WRITTEN TASK: Records follow. Pull out every line that contains "styles".

MATERIAL:
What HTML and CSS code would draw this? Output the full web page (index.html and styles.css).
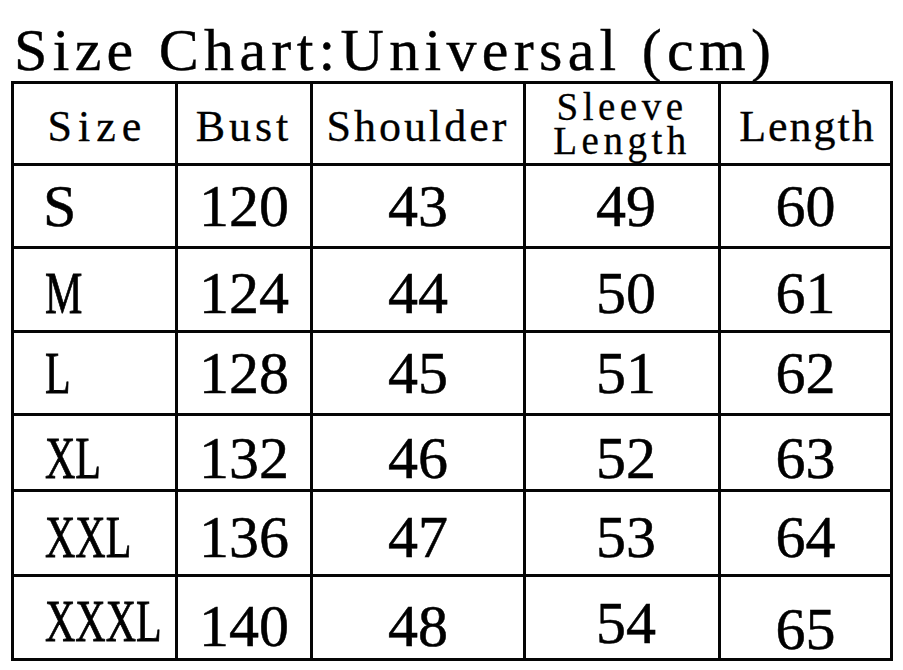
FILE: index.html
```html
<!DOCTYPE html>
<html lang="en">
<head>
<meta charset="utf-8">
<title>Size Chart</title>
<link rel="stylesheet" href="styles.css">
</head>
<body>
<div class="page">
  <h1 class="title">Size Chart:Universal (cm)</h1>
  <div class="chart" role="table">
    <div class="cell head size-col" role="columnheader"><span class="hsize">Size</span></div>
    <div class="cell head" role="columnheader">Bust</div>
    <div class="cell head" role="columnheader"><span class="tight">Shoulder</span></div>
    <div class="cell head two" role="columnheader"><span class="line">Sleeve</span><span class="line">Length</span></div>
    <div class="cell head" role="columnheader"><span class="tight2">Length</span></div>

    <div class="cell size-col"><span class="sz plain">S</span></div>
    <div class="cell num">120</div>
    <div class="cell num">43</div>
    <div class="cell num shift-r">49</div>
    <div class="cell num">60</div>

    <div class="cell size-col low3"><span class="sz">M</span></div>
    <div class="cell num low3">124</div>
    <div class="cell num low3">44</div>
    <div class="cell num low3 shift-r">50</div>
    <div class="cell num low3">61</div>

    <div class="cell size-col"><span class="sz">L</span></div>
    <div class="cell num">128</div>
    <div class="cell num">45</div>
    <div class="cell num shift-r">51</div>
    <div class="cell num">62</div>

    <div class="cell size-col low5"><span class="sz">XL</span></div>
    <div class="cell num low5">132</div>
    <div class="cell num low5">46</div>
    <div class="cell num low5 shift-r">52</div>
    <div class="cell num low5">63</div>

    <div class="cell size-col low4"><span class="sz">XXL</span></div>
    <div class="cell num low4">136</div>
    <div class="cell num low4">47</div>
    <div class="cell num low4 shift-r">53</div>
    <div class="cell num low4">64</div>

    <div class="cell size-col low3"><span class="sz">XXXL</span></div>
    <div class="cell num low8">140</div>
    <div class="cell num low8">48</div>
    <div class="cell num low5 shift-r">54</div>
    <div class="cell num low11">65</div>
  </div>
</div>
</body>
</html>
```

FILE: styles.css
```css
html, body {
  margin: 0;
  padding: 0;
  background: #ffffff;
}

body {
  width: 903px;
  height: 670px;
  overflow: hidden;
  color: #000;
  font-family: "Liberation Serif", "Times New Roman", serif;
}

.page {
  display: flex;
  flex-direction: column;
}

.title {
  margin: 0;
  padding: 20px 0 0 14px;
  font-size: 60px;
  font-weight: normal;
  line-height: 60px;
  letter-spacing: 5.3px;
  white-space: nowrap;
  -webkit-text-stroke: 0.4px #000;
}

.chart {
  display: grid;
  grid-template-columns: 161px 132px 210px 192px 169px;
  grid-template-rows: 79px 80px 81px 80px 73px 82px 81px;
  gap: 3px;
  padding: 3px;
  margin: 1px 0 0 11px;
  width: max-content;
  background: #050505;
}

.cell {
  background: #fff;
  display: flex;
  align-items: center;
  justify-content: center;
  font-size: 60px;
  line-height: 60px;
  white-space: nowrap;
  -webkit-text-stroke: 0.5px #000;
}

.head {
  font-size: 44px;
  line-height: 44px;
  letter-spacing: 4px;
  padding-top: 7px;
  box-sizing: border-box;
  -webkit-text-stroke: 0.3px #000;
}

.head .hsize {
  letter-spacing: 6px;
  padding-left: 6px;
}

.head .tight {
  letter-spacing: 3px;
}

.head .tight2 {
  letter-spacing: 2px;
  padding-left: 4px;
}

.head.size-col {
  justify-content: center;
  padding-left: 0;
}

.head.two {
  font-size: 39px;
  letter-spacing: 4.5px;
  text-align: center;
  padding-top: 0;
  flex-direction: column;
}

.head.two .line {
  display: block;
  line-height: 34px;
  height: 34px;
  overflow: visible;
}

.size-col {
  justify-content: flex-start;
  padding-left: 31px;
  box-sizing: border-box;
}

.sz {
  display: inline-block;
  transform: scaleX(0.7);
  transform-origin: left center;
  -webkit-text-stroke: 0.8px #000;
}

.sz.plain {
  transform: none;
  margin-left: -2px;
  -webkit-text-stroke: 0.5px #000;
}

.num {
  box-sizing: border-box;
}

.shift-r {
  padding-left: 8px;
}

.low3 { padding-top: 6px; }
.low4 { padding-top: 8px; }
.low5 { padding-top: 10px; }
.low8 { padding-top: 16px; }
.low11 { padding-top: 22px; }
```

--

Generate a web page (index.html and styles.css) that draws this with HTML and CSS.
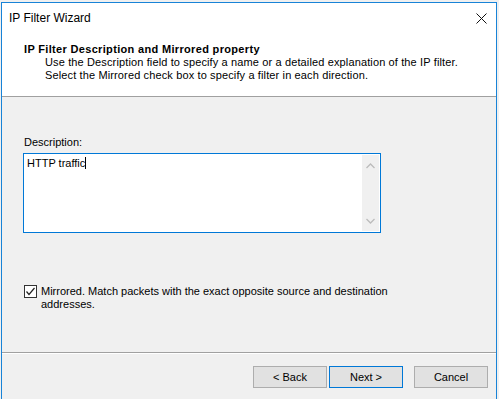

ANSWER TO THE TASK:
What HTML and CSS code would draw this? Output the full web page (index.html and styles.css).
<link rel="stylesheet" href="styles.css">
FILE: styles.css
Generate a web page (index.html and styles.css) that draws this with HTML and CSS.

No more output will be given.